No hacerlo así generaría el riego de retroceder en la progresividad mandatada por el artículo 1° constitucional en materia de derechos humanos, mandato según el cual, el Estado debe procurar todos los medios posibles para su satisfacción en cada momento histórico, estándole prohibido cualquier retroceso o involución en esta tarea. Lo anterior debido a que la sola inclusión del adjetivo “laico” podría generar la idea, contraria al derecho internacional de los derechos humanos, de que el Estado mexicano defiende un laicismo de corte totalitario, y no una laicidad de corte democrático.

La diferencia resulta fundamental debido a que laicidad consiste en que el Estado tenga en cuenta las creencias religiosas de sus ciudadanos a efecto de que éstos puedan vivir privada y públicamente con arreglo a sus convicciones, es decir, el Estado laico es aquél que posee una neutralidad hacia las creencias religiosas debiendo generar las condiciones necesarias para que puedan ejercerse los derechos a las libertades de conciencia, religión y culto. Esta es la posición equilibrada que en términos de lo afirmado por la Corte Interamericana, constituye uno de los pilares de toda sociedad democrática.
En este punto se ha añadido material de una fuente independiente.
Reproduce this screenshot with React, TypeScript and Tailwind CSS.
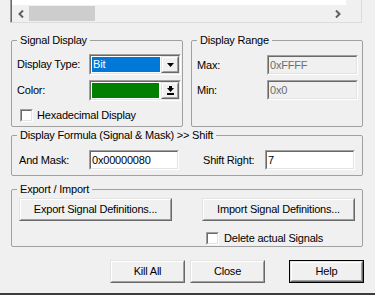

Por el contrario, el laicismo, lejos de suscribir esta laicidad positiva, aparece a la luz paradójicamente como un fenómeno típicamente clerical, ya que propone una drástica separación entre los poderes públicos y cualquier elemento de orden religioso, es decir, concibe el ámbito civil como absolutamente ajeno a la influencia de lo religioso, generándose así un concepto totalitario de sociedad, la cual sólo puede y debe estar sometida al control político, ya que identifica erróneamente a la religión con las jerarquías eclesiásticas, las cuales siempre serán sospechosas de pretender recuperar poderes perdidos en el ámbito público.

Así, el peligro de esta posición no equilibrada (el laicismo), al nulificar el papel de lo religioso en la sociedad, acaba convirtiéndose en una doctrina confesional obligatoria para todo ciudadano. El ciudadano, cuando sale a la calle, concebida como templo civil, ha de mostrar inhibición absoluta a todo aquello que suene a religioso, o en el mejor de los casos, su libertad religiosa llega a ser concebida por el Estado como manifestaciones netamente culturales.[3]
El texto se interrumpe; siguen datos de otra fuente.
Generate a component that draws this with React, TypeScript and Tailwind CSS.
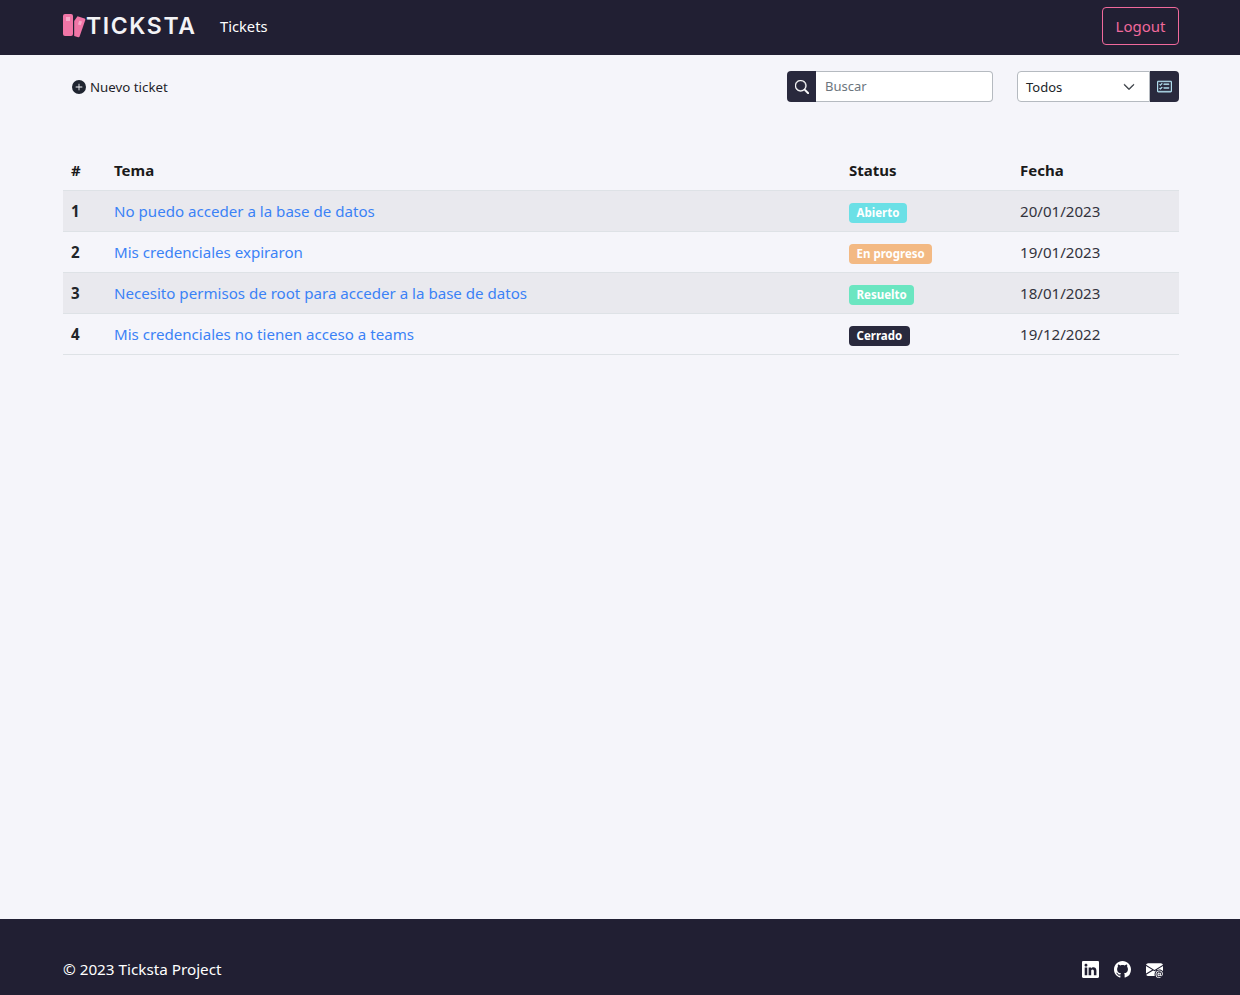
import { BsCardChecklist, BsChevronDown, BsEnvelopeAtFill, BsGithub, BsLinkedin, BsPlusCircleFill, BsSearch } from 'react-icons/bs';

const tickets = [
  { id: 1, subject: 'No puedo acceder a la base de datos', status: 'Abierto', badge: 'bg-[#6be0e6] text-white', date: '20/01/2023' },
  { id: 2, subject: 'Mis credenciales expiraron', status: 'En progreso', badge: 'bg-[#f3b983] text-white', date: '19/01/2023' },
  { id: 3, subject: 'Necesito permisos de root para acceder a la base de datos', status: 'Resuelto', badge: 'bg-[#6be6c1] text-white', date: '18/01/2023' },
  { id: 4, subject: 'Mis credenciales no tienen acceso a teams', status: 'Cerrado', badge: 'bg-[#29293d] text-white', date: '19/12/2022' },
];

const Logo = () => (
  <div className="flex items-center w-[132px] h-[24px]">
    <svg width="24" height="24" viewBox="0 0 24 24" className="shrink-0">
      <g fill="#f075a6">
        <rect x="0" y="0" width="10" height="22" rx="2" />
        <path d="M14.5 2.2 L21.6 4.6 Q22.6 5 22.3 6 L16.6 22.6 Q16.2 23.6 15.2 23.3 L11.2 22 L11.2 7 Z" />
      </g>
      <rect x="3" y="3" width="4" height="4" fill="#f7a9c8" />
      <rect x="15.5" y="7" width="3" height="4" fill="#f7a9c8" transform="rotate(18 17 9)" />
    </svg>
    <span className="font-['Inter',sans-serif] font-semibold text-[23px] leading-none tracking-[1.6px] text-[#f3f3f6] -ml-[1px]">TICKSTA</span>
  </div>
);

export default function App() {
  return (
    <div className="min-h-screen flex flex-col bg-[#f5f5fa] font-['Noto_Sans',sans-serif] text-[#212529]">
      {/* Navbar */}
      <nav className="h-[55px] bg-[#211f33] pl-[63px] pr-[61px] pb-[3px] flex items-center justify-between shrink-0">
        <div className="flex items-center">
          <Logo />
          <a className="ml-[25px] text-white text-[14.7px]">Tickets</a>
        </div>
        <button className="w-[77px] h-[38px] border border-[#f0699c] rounded-[4px] text-[#f0699c] text-[15px]">Logout</button>
      </nav>

      <main className="flex-1 pl-[63px] pr-[61px]">
        {/* Toolbar */}
        <div className="mt-[16px] h-[31px] flex items-center justify-between">
          <a className="ml-[9px] flex items-center gap-[4px] text-[13.3px] text-[#1f1f2b]">
            <BsPlusCircleFill className="text-[14px] text-[#1f2430]" />
            <span className="pt-[2px]">Nuevo ticket</span>
          </a>
          <div className="flex items-center">
            <div className="flex h-[31px] w-[206px]">
              <span className="w-[29px] flex items-center justify-center bg-[#29293d] text-white rounded-l-[4px]">
                <BsSearch className="text-[14px] stroke-[0.5px]" />
              </span>
              <input
                placeholder="Buscar"
                className="flex-1 min-w-0 bg-white border border-[#b5bac0] border-l-0 rounded-r-[4px] pl-[9px] pr-[8px] pt-[1px] text-[13px] placeholder:text-[#6c757d] outline-none"
              />
            </div>
            <div className="flex h-[31px] w-[162px] ml-[24px]">
              <button className="flex-1 flex items-center justify-between bg-white border border-[#b5bac0] rounded-l-[4px] pl-[8px] pr-[14px] text-[13px]">
                <span className="pt-[2px]">Todos</span>
                <BsChevronDown className="text-[12px] text-[#343a40] stroke-[1px]" />
              </button>
              <span className="w-[29px] flex items-center justify-center bg-[#29293d] text-[#b6e3f4] rounded-r-[4px]">
                <BsCardChecklist className="text-[15px] stroke-[0.5px]" />
              </span>
            </div>
          </div>
        </div>

        {/* Tickets table */}
        <table className="mt-[48px] w-full table-fixed border-collapse text-[15.1px]">
          <colgroup>
            <col className="w-[43px]" />
            <col className="w-[735px]" />
            <col className="w-[171px]" />
            <col className="w-[167px]" />
          </colgroup>
          <thead>
            <tr className="h-[40px] border-b border-[#dee2e6] text-left text-[#1a1a1a] text-[15px]">
              <th className="px-2 font-bold">#</th>
              <th className="px-2 font-bold">Tema</th>
              <th className="px-2 font-bold">Status</th>
              <th className="px-2 font-bold">Fecha</th>
            </tr>
          </thead>
          <tbody>
            {tickets.map((t, i) => (
              <tr key={t.id} className={`h-[41px] border-b border-[#dee2e6] ${i % 2 === 0 ? 'bg-[#e9e9ee]' : ''}`}>
                <td className="px-2 pt-[2px] font-bold">{t.id}</td>
                <td className="px-2 pt-[2px] text-[#3b82f6]">{t.subject}</td>
                <td className="px-2 pt-[2px]">
                  <span className={`inline-block h-[20px] leading-[20px] px-[7.5px] rounded-[4px] text-[11.5px] font-bold align-middle ${t.badge}`}>{t.status}</span>
                </td>
                <td className="px-2 pt-[2px] text-[#33333d]">{t.date}</td>
              </tr>
            ))}
          </tbody>
        </table>
      </main>

      {/* Footer */}
      <footer className="h-[76px] bg-[#211f33] shrink-0 pl-[63px] pr-[61px] flex items-end justify-between pb-[15px] text-white">
        <span className="text-[15.25px] leading-[22px]">© 2023 Ticksta Project</span>
        <div className="flex items-center gap-[15px] mr-[16px] mb-[2px]">
          <BsLinkedin className="text-[17px]" />
          <BsGithub className="text-[17px]" />
          <BsEnvelopeAtFill className="text-[17px]" />
        </div>
      </footer>
    </div>
  );
}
Es por lo anterior que se considera conveniente, de cara al sistema constitucional mexicano y al derecho internacional de los derechos humanos, proceder a la adición del artículo 40 constitucional apuntada, siempre y cuando se transite de manera paralela la adición al artículo 24, lo cual, como ya se ha dicho, reafirma la idea de un Estado verdaderamente laico y democrático, en el que, en todo caso, sean los laicos (aquellos que no tienen órdenes clericales) de cualquier iglesia quienes asuman su papel activo acorde a su credo, a fin de que aparezcan menos los clérigos, quienes sí tienen, no sólo por la Constitución (artículo 130) sino por el mismo derecho canónico (en el caso de la Iglesia católica), prohibición de involucrarse en política.[4]



[1] Corte Interamericana de Derechos Humanos, caso Olmedo Bustos y otros vs. Chile, sentencia de 5 de febrero de 2001, párr. 79.
[2] Ley de Asociaciones Religiosas. Artículo 22.- Para realizar actos religiosos de culto público con carácter extraordinario fuera de los templos, los organizadores de los mismos deberán  dar aviso previo a las autoridades federales, del Distrito Federal, estatales o municipales competentes, por lo menos quince días antes de la fecha en que pretendan celebrarlos, el aviso deberá indicar el lugar, fecha, hora del acto, así como el motivo por el que éste se pretende celebrar.
Las autoridades podrán prohibir la celebración del acto mencionado en el aviso, fundando y motivando su decisión, y solamente por razones de seguridad, protección de la salud, de la moral, la tranquilidad y el orden públicos y la protección de derechos de terceros. 
[3] Ollero Tassara, Andrés, Laicidad y Laicismo, México, IIJ-UNAM, 2008, p. 113.
[4]  Canon 285.3. Les está prohibido a los clérigos aceptar aquellos cargos públicos, que llevan consigo una participación en el ejercicio de la potestad civil; Canon 282.2. No han de participar activamente en los partidos políticos ni en la dirección de asociaciones sindicales, a no ser que según el juicio de la autoridad eclesiástica competente, lo exijan la defensa de los derechos de la Iglesia o la promoción del bien común; y Canon 289.2. Los clérigos han de valerse igualmente de las exenciones que, para no ejercer cargos y oficios civiles públicos extraños al estado clerical, les conceden las leyes y convenciones o costumbres, a no ser que el Ordinario propio determine otra cosa en casos particulares.